▶ [GIVEN EXERCISE]: Print the listing from its top line through the line containing "import clsx from 'clsx';", nothing more, and leave out the pictures.

▶ [STORED DATA]:

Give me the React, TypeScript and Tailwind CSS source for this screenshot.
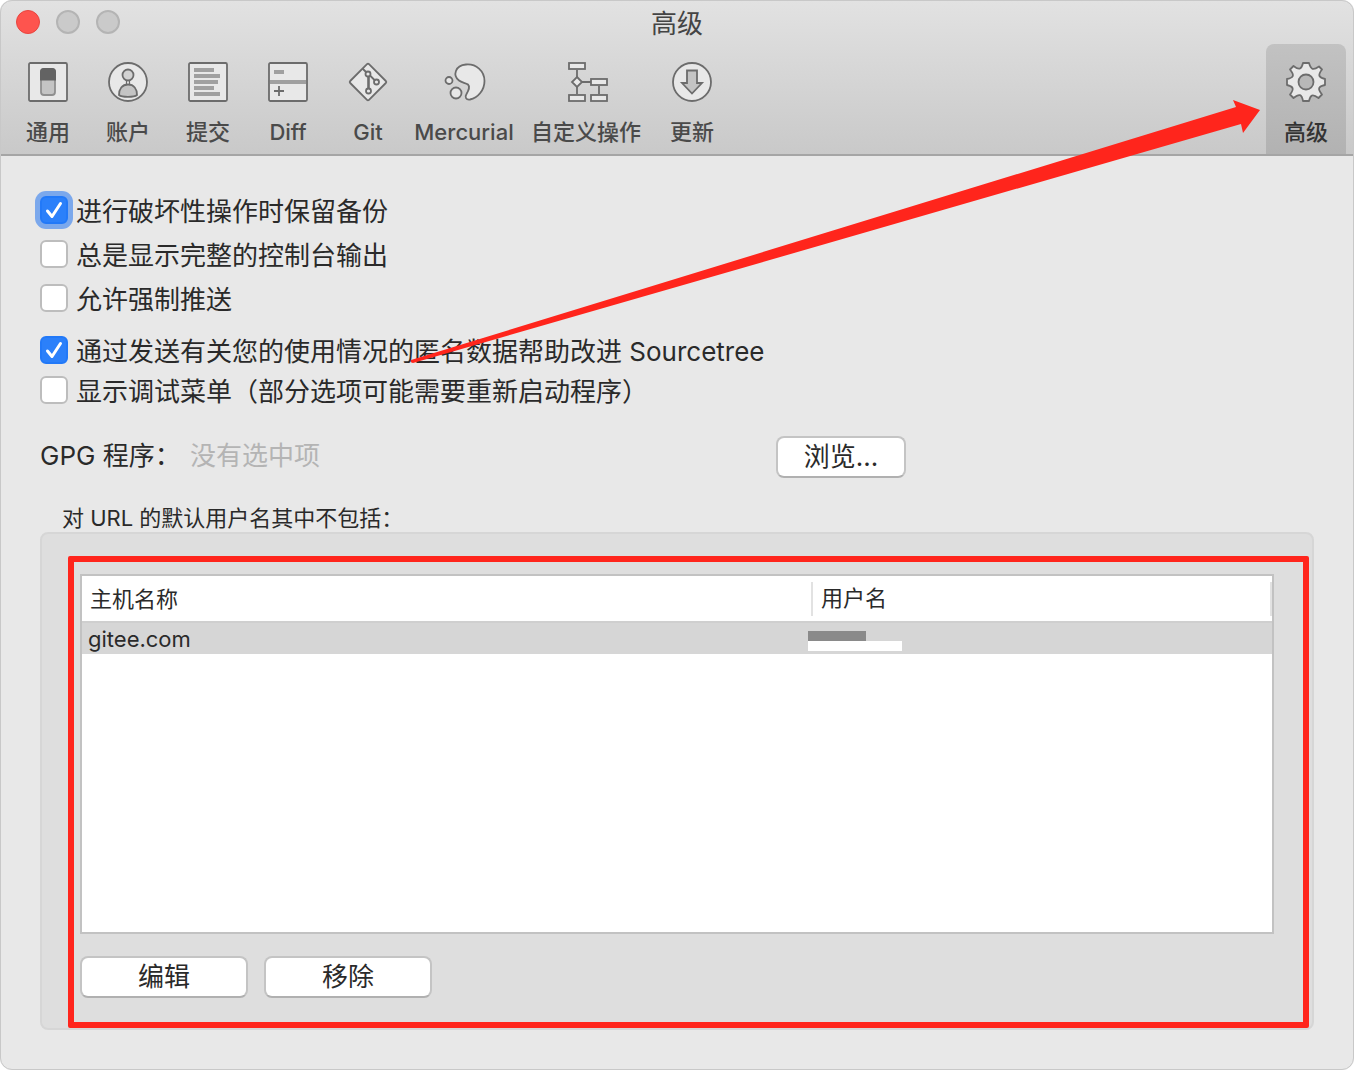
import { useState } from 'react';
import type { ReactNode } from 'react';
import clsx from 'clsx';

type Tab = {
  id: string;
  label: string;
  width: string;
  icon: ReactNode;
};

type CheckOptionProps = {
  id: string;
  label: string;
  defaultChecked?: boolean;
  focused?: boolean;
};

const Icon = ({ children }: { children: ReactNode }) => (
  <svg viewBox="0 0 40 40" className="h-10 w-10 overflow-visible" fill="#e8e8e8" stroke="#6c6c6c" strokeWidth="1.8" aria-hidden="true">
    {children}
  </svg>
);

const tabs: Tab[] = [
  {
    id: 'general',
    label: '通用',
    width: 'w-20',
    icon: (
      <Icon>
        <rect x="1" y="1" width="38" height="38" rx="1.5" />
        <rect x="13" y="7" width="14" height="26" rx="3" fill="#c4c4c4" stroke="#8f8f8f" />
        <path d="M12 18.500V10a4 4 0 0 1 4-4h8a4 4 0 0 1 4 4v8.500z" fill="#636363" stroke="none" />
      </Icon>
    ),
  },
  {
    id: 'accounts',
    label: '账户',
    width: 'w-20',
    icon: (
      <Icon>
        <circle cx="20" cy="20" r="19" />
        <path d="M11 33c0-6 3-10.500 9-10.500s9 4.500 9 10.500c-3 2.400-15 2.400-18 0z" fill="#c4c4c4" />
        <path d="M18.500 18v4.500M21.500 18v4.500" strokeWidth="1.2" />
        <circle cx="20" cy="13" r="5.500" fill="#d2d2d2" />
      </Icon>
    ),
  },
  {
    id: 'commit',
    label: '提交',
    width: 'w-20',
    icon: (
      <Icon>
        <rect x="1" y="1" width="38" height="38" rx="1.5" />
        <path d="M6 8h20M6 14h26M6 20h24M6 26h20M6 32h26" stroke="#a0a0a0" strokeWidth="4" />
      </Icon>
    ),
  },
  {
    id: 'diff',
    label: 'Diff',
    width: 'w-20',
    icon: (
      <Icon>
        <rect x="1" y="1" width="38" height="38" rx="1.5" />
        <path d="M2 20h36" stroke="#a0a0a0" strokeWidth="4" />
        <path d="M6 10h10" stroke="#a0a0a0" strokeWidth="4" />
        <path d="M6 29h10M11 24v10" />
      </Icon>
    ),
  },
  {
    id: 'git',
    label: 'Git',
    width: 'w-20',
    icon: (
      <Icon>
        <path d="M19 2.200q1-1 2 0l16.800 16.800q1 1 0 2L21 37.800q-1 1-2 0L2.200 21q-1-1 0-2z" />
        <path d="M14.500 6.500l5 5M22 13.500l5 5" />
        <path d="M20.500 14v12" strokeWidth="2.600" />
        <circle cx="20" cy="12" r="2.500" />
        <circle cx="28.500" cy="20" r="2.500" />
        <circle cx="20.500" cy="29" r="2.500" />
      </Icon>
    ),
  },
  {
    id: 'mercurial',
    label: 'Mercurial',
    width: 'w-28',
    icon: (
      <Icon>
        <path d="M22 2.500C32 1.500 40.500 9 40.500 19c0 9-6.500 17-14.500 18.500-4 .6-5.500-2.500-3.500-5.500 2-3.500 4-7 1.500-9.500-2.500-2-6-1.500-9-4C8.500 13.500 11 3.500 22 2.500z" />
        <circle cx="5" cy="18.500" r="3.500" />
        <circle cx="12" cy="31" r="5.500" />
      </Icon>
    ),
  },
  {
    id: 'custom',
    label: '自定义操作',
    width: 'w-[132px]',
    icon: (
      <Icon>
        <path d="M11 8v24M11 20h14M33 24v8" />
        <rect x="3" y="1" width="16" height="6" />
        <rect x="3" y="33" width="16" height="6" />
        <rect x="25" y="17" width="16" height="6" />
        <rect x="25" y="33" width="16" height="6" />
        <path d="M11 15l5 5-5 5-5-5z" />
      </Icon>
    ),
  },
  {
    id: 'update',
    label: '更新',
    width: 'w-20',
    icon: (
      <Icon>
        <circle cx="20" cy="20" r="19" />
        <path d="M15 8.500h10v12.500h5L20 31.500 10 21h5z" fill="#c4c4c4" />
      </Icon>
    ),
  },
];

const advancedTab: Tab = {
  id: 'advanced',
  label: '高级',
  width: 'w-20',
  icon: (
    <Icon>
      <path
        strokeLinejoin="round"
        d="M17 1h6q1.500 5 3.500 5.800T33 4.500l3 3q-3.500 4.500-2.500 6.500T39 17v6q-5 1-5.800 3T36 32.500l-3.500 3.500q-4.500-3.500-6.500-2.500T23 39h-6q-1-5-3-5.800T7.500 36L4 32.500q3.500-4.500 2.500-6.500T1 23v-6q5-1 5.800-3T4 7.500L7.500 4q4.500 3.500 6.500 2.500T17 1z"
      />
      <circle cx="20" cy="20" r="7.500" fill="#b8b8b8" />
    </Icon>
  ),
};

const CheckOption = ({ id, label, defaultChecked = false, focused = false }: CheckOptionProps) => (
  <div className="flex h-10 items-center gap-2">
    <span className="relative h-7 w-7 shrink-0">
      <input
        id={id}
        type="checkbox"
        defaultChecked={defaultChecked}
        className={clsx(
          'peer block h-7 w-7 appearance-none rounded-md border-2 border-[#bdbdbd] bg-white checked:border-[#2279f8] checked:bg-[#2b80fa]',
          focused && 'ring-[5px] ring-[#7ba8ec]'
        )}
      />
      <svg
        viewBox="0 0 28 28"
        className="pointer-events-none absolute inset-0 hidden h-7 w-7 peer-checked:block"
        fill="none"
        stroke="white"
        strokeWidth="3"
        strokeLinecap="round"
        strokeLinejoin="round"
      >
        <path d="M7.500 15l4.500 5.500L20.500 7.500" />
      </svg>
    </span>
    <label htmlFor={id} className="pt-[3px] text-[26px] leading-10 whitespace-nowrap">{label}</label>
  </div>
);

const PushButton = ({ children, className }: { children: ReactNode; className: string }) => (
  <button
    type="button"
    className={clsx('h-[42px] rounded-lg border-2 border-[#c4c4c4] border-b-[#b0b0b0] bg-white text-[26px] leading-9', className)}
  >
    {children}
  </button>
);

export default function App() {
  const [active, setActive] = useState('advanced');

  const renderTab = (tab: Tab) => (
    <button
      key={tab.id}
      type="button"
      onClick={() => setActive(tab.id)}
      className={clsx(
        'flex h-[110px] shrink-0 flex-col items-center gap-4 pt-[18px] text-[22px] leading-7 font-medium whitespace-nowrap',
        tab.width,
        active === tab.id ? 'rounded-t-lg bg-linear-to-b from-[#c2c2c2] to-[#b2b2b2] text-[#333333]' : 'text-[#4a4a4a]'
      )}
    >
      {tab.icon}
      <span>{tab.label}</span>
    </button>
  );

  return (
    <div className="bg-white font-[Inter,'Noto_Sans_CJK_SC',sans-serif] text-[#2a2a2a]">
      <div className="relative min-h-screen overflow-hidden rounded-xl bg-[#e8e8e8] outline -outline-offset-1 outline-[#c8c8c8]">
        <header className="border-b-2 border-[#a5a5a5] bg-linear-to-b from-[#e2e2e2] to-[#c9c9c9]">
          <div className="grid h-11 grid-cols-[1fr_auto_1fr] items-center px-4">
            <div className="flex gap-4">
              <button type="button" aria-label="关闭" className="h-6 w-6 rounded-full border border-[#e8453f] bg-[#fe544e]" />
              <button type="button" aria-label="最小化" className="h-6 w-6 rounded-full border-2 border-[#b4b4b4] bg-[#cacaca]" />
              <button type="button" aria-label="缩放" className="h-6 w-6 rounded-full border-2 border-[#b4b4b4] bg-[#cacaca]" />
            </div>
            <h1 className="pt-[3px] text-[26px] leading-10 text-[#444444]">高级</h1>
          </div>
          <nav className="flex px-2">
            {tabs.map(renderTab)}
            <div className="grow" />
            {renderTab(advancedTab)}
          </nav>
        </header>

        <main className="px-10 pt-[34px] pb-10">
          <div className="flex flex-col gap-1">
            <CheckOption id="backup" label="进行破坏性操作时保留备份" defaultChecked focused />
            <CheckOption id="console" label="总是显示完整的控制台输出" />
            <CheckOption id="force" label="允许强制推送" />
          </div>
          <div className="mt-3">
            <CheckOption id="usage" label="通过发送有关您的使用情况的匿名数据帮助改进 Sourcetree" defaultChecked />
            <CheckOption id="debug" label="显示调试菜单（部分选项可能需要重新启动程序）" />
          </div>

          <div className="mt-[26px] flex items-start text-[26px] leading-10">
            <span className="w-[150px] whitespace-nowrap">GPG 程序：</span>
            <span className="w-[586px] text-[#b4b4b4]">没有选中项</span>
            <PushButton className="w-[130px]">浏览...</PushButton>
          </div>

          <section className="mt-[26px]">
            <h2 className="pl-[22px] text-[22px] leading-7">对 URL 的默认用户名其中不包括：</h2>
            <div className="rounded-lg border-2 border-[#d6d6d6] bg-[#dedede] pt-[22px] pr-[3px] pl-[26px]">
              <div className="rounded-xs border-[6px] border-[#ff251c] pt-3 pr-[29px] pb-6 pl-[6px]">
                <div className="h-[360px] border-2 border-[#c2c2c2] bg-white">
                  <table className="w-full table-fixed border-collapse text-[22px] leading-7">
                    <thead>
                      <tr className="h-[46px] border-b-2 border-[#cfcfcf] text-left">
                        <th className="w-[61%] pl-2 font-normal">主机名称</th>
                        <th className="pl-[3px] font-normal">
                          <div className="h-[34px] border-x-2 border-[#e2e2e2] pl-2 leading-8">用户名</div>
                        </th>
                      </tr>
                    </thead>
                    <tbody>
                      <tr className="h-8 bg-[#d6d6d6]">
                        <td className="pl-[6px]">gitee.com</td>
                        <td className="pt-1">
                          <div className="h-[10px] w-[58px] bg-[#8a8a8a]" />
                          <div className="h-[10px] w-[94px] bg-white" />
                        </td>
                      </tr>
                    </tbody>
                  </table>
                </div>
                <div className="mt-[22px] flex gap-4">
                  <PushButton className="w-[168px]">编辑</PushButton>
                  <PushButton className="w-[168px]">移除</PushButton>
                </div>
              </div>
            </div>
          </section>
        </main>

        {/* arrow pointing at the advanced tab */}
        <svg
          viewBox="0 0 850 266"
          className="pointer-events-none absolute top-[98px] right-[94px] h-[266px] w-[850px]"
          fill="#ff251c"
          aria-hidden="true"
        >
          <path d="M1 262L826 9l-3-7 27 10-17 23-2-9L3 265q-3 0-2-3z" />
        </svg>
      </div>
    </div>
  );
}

▶ [ANSWER IN FULL]:
Give me the React, TypeScript and Tailwind CSS source for this screenshot.
import { useState } from 'react';
import type { ReactNode } from 'react';
import clsx from 'clsx';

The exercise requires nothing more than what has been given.